Soon, a cycle of violence and mayhem began – protests, crackdown by security forces resulting in civilian casualties and sparking more protests. Every civilian casualty and pellet injury created further resentment from central Govt among an average Kashmiri which in turn resulted in more youth joining the militancy. The locals which earlier provided the helping hand to the security forces in its drive against militants stopped doing that and in process, PDP’s credibility nose-dived.
One of the crucial fallouts of this alienation deprived security forces of the human intelligence network almost entirely comprised of local Kashmiris. This breakdown in human intelligence is probably one of the reasons why security forces have become sitting ducks for attacks like the one we just witnessed in Pulwama on the Valentine ’s Day.

It appears, the government has learnt no lessons even after the Pulwama attack as most of its reactions are based on its flawed view of Kashmir.

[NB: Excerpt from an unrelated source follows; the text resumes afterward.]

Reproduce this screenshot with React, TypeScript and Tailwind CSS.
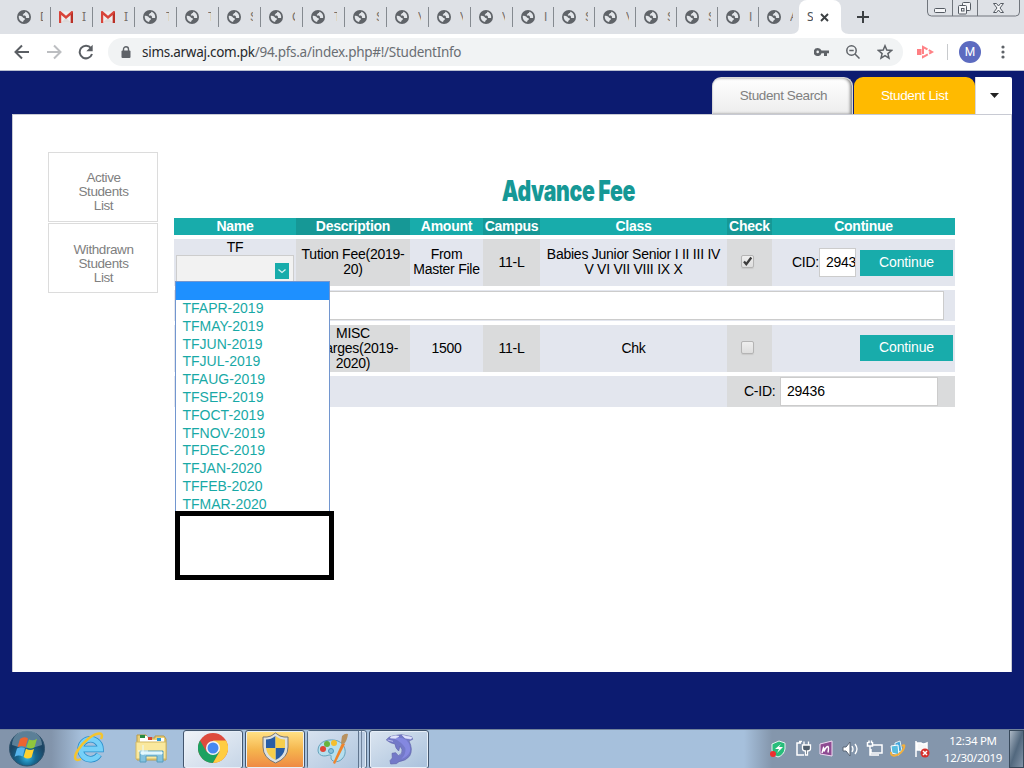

Take for instance MoS in the PMO, Jitendra Singh, who chose to attack NC and PDP, the mainstream political parties of Kashmir, which are perhaps the only set of well-wishers of some importance New Delhi has in Kashmir.

The problem of Modi government is it cannot differentiate between its political opponents and threats to national security. This is the reason; it has been unable to stop the rise of militancy in Kashmir in the past five years. The same is true for its inability to differentiate between Kashmiri civilians and the terrorists. It won’t be an understatement, if we say that armed forces personnel and the civilians in Kashmir are paying with their lives for this disastrous and flawed handling of Kashmir crisis by Modi Govt.